Carlos Ghosn, speaking publicly for the first since his dramatic escape from Japanese justice, told reporters in Beirut he had been treated “brutally” by Tokyo prosecutors and was the victim of a conspiracy to oust him from the helm of automaker Nissan.
Wearing a blue suit and red tie and speaking defiantly, the one-time titan of the car industry told a packed news conference on Wednesday he would not have faced a fair trial in Japan and would have been tied up in appeals there for five years.
The 65-year-old fled Japan last month where he was awaiting trial on charges of under-reporting earnings, breach of trust and misappropriation of company funds, all of which he denies.
Ghosn said he had escaped to his childhood home of Lebanon to clear his name. He declined to say how he fled, noting there were conflicting stories about his departure.

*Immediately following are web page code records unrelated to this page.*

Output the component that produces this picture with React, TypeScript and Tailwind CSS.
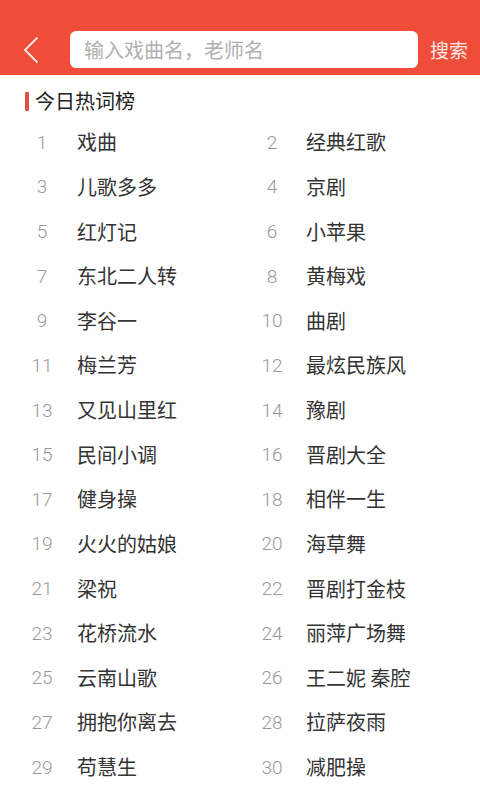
import React from 'react'

const words = [
  '戏曲', '经典红歌', '儿歌多多', '京剧', '红灯记', '小苹果', '东北二人转', '黄梅戏',
  '李谷一', '曲剧', '梅兰芳', '最炫民族风', '又见山里红', '豫剧', '民间小调', '晋剧大全',
  '健身操', '相伴一生', '火火的姑娘', '海草舞', '梁祝', '晋剧打金枝', '花桥流水', '丽萍广场舞',
  '云南山歌', '王二妮 秦腔', '拥抱你离去', '拉萨夜雨', '苟慧生', '减肥操',
]

export default function App() {
  return (
    <div
      className="w-[480px] h-[800px] bg-white overflow-hidden"
      style={{ fontFamily: '"Noto Sans CJK SC", "Noto Sans", sans-serif' }}
    >
      {/* header */}
      <header className="h-[75px] bg-[#ef4d3a] flex items-end pb-[7px]">
        <button className="w-[64px] h-[37px] flex items-center justify-center">
          <svg width="20" height="28" viewBox="0 0 20 28" fill="none">
            <path d="M15 2 L3 14 L15 26" stroke="#fde8e4" strokeWidth="1.8" strokeLinecap="round" strokeLinejoin="round" />
          </svg>
        </button>
        <div className="ml-[6px] w-[348px] h-[37px] bg-white rounded-[6px] flex items-center px-[14px]">
          <span className="text-[20px] text-[#b0b0b0] leading-none">输入戏曲名，老师名</span>
        </div>
        <span className="ml-[12px] h-[37px] flex items-center text-[19px] text-[#fde8e4] leading-none">搜索</span>
      </header>

      {/* title */}
      <div className="h-[45px] flex items-center pl-[25px] pt-[7px]">
        <div className="w-[4px] h-[19px] bg-[#e0513f] rounded-[1px]" />
        <span className="ml-[6px] text-[20px] text-[#222] leading-none">今日热词榜</span>
      </div>

      {/* list */}
      <div className="grid grid-cols-[230px_230px] px-[20px]">
        {words.map((w, i) => (
          <div key={i} className="h-[44.64px] flex items-center">
            <span
              className="w-[44px] text-center text-[19px] font-light text-[#999] leading-none"
              style={{ fontFamily: 'Roboto, "Noto Sans", sans-serif' }}
            >
              {i + 1}
            </span>
            <span className={`${i % 2 === 0 ? 'ml-[13px]' : 'ml-[12px]'} text-[20px] text-[#333] leading-none`}>{w}</span>
          </div>
        ))}
      </div>
    </div>
  )
}
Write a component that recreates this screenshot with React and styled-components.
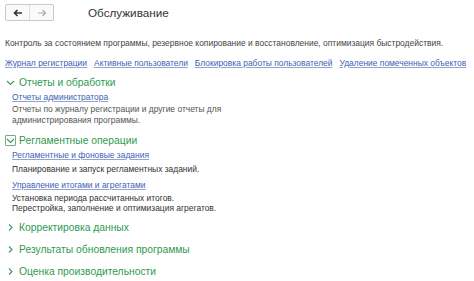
import React from "react";
import styled, { createGlobalStyle } from "styled-components";

const Global = createGlobalStyle`
  html, body { margin: 0; padding: 0; background: #fff; }
  body { font-family: "Liberation Sans", Arial, sans-serif; color: #333; }
`;

const Page = styled.div`
  width: 474px;
  height: 281px;
  overflow: hidden;
  padding: 4px 0 0 5px;
  box-sizing: border-box;
  display: flex;
  flex-direction: column;
`;

const Header = styled.div`
  display: flex;
  align-items: center;
  height: 17px;
`;

const NavGroup = styled.div`
  display: flex;
  border: 1px solid #c9c9c9;
  border-radius: 2px;
  background: #fafafa;
`;

const NavButton = styled.div`
  width: 23px;
  height: 15px;
  display: flex;
  align-items: center;
  justify-content: center;
  & + & { border-left: 1px solid #dcdcdc; }
`;

const Title = styled.div`
  margin-left: 34px;
  font-size: 11.7px;
  color: #333;
  line-height: 17px;
`;

const Description = styled.div`
  margin-top: 17px;
  font-size: 8.45px;
  color: #444;
  line-height: 11px;
`;

const LinkRow = styled.div`
  display: flex;
  gap: 7px;
  margin-top: 9px;
`;

const Link = styled.a`
  font-size: 8.45px;
  line-height: 11px;
  color: #3f62b3;
  text-decoration: underline;
  text-decoration-color: #8fa3d4;
  white-space: nowrap;
  cursor: pointer;
`;

const Group = styled.div`
  display: flex;
  flex-direction: column;
  margin-top: ${p => p.$mt}px;
`;

const GroupHeader = styled.div`
  display: flex;
  align-items: center;
  height: 14px;
  gap: 3px;
  font-size: 10.3px;
  color: #2f9a52;
`;

const Chevron = styled.div`
  width: 11px;
  height: 11px;
  display: flex;
  align-items: center;
  justify-content: center;
  box-sizing: border-box;
  border: 1px solid ${p => (p.$boxed ? "#7aa88a" : "transparent")};
  border-radius: 1px;
`;

const Items = styled.div`
  display: flex;
  flex-direction: column;
  padding-left: 7px;
`;

const ItemLink = styled(Link)`
  margin-top: ${p => p.$mt}px;
  align-self: flex-start;
`;

const ItemText = styled.div`
  font-size: 8.45px;
  line-height: 10.5px;
  color: ${p => p.$tone || "#4a4a4a"};
  margin-top: ${p => p.$mt ?? 1}px;
`;

function Arrow({ dir, color }) {
  return (
    <svg width="10" height="8" viewBox="0 0 10 8">
      {dir === "left" ? (
        <path d="M9 4H2M4.5 1L1.5 4l3 3" stroke={color} strokeWidth="1.6" fill="none" />
      ) : (
        <path d="M1 4h7M5.5 1l3 3-3 3" stroke={color} strokeWidth="1.2" fill="none" />
      )}
    </svg>
  );
}

function ChevronIcon({ open }) {
  return (
    <svg width="9" height="7" viewBox="0 0 9 7">
      {open ? (
        <path d="M1 2l3.5 3.5L8 2" stroke="#3d9a5c" strokeWidth="1.1" fill="none" />
      ) : (
        <path d="M3 0.5l3 3-3 3" stroke="#3d9a5c" strokeWidth="1.1" fill="none" />
      )}
    </svg>
  );
}

function GroupTitle({ open, boxed, children }) {
  return (
    <GroupHeader>
      <Chevron $boxed={boxed}>
        <ChevronIcon open={open} />
      </Chevron>
      <span>{children}</span>
    </GroupHeader>
  );
}

export default function App() {
  return (
    <>
      <Global />
      <Page>
        <Header>
          <NavGroup>
            <NavButton><Arrow dir="left" color="#333" /></NavButton>
            <NavButton><Arrow dir="right" color="#aaa" /></NavButton>
          </NavGroup>
          <Title>Обслуживание</Title>
        </Header>
        <Description>
          Контроль за состоянием программы, резервное копирование и восстановление, оптимизация быстродействия.
        </Description>
        <LinkRow>
          <Link>Журнал регистрации</Link>
          <Link>Активные пользователи</Link>
          <Link>Блокировка работы пользователей</Link>
          <Link>Удаление помеченных объектов</Link>
        </LinkRow>
        <Group $mt={6}>
          <GroupTitle open>Отчеты и обработки</GroupTitle>
          <Items>
            <ItemLink $mt={3}>Отчеты администратора</ItemLink>
            <ItemText $tone="#555">
              Отчеты по журналу регистрации и другие отчеты для
              <br />
              администрирования программы.
            </ItemText>
          </Items>
        </Group>
        <Group $mt={8}>
          <GroupTitle open boxed>Регламентные операции</GroupTitle>
          <Items>
            <ItemLink $mt={3}>Регламентные и фоновые задания</ItemLink>
            <ItemText $tone="#333" $mt={3}>Планирование и запуск регламентных заданий.</ItemText>
            <ItemLink $mt={5}>Управление итогами и агрегатами</ItemLink>
            <ItemText $tone="#333" $mt={2}>
              Установка периода рассчитанных итогов.
              <br />
              Перестройка, заполнение и оптимизация агрегатов.
            </ItemText>
          </Items>
        </Group>
        <Group $mt={7}>
          <GroupTitle>Корректировка данных</GroupTitle>
        </Group>
        <Group $mt={8}>
          <GroupTitle>Результаты обновления программы</GroupTitle>
        </Group>
        <Group $mt={8}>
          <GroupTitle>Оценка производительности</GroupTitle>
        </Group>
      </Page>
    </>
  );
}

“You are going to die in Japan or you are going to have to get out,” he said, describing his feelings. “I felt like the hostage of a country I served for 17 years,” he told reporters crowded into Lebanon’s seaside Beirut press syndicate.
Others waited outside in heavy rain, including some Japanese media who had been excluded from the briefing.
“The charges against me are baseless,” Ghosn added, repeating his allegation that Nissan and Japanese authorities colluded to oust him following a downturn in Nissan’s fortunes and in revenge for French government interference in the carmaker’s alliance with Renault.
Ghosn’s news conference marks the latest twist in a 14-month saga, jeopardised the Renault-Nissan alliance of which Ghosn was the brain.
“Defendant Ghosn’s allegations completely ignore his own conduct and his one sided criticism of the Japanese criminal justice system is totally unacceptable,” the Tokyo prosecutor’s office said in a statement on its website.